Research by the citizens group, Preserve Our Parks, revealed last week that the government has re-appointed seven of eleven NPC Commissioners.

"How can the government even consider re-appointing Commissioners when a report it commissioned makes this kind of serious allegation?" said Warren (Smokey) Thomas, president of OPSEU, which represents 600 full-time and seasonal staff at the NPC. "Why is the McGuinty government putting its own local political interests above the public interest?"

KPMG’s review, submitted to the Ministry of Tourism in June, was obtained by the Globe and Mail through Freedom of Information, along with a Ministry of Finance audit of NPC procurement and leasing practices.

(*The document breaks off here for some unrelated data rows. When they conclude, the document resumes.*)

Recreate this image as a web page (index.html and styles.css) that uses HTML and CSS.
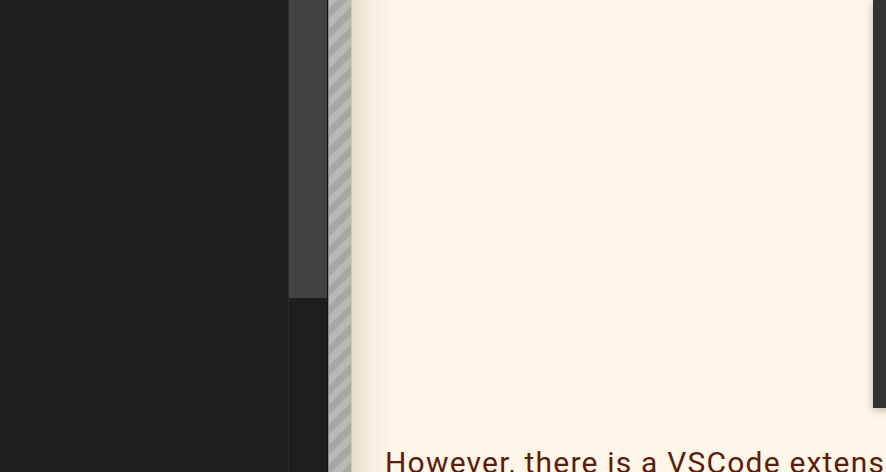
FILE: index.html
```html
<!DOCTYPE html>
<html>
<head>
<meta charset="utf-8">
<link rel="stylesheet" href="styles.css">
</head>
<body>
<div class="app">
  <div class="sidebar"></div>
  <div class="scroll-track"><div class="scroll-thumb"></div></div>
  <div class="divider"></div>
  <div class="gutter"></div>
  <main class="page">
    <div class="code-box"></div>
    <p class="para">However, there is a VSCode extension</p>
  </main>
</div>
</body>
</html>
```
FILE: styles.css
```css
html, body {
  margin: 0;
  padding: 0;
  width: 886px;
  height: 472px;
  overflow: hidden;
  background: #1e1e1e;
}
.app {
  display: flex;
  height: 472px;
}
.sidebar {
  width: 288px;
  flex: none;
  background: #1e1e1e;
  border-right: 1px solid #2b2b2b;
}
.scroll-track {
  width: 38px;
  flex: none;
  background: #1e1e1e;
}
.scroll-thumb {
  height: 298px;
  background: #424242;
}
.divider {
  width: 1px;
  flex: none;
  background: #111;
  border-right: 1px solid #8a8a8a;
}
.gutter {
  width: 22px;
  flex: none;
  background: repeating-linear-gradient(-45deg, #a7a7a7 0 7px, #b8b8b8 7px 14px);
  border-right: 1px solid #d6c9a0;
}
.page {
  flex: 1;
  position: relative;
  background:
    linear-gradient(90deg, rgba(150, 130, 95, 0.22) 0, rgba(150, 130, 95, 0.08) 18px, rgba(150, 130, 95, 0) 40px),
    #fdf6e9;
  overflow: hidden;
}
.code-box {
  position: absolute;
  top: 0;
  left: 521px;
  width: 40px;
  height: 408px;
  background: #333333;
  box-shadow: 0 2px 8px rgba(80, 60, 30, 0.35);
}
.para {
  position: absolute;
  left: 33px;
  top: 443px;
  margin: 0;
  white-space: nowrap;
  font-family: Roboto, "Noto Sans", sans-serif;
  font-size: 30px;
  letter-spacing: 1.2px;
  line-height: 40px;
  color: #5c1d0a;
}
```
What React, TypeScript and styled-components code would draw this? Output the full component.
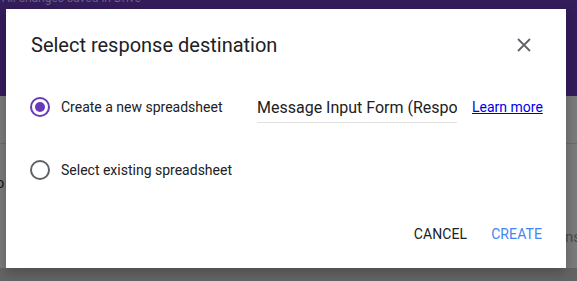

The KPMG report said “the frequency is higher than we would expect” of incidents or allegations of potential or perceived conflicts of interest at the NPC. Among other findings, KPMG said Commissioners are treated “as if they are royalty” by employees and that “certain Commissioners” have become involved in employee-related matters “which were clearly outside the scope of the Commission’s or Commissioners’ role”.

The report further said, “Local and provincial politics have significantly influenced the appointments of Commissioners in the past. As a result, the Commission has become quite political.”

KPMG made detailed recommendations on processes at the NPC to improve:

  • compliance with the Code of Conduct, including the adoption of a zero-tolerance policy for violations;
  • internal and external communications so the “mystique of the Commission” is removed; and
  • the appointment process, including changes to the composition of the Commission.

KPMG urged the Ministry of Tourism to act on its recommendations, saying “tinkering or maintaining the status quo is unlikely to lead to a satisfactory resolution of the perceptions of the NPC.”

“Not only is Niagara Parks an important public asset, it’s a key driver to the area economy,” said Bill Rudd, president of OPSEU Local 217 at the NPC. “We can’t afford for the government to do nothing.”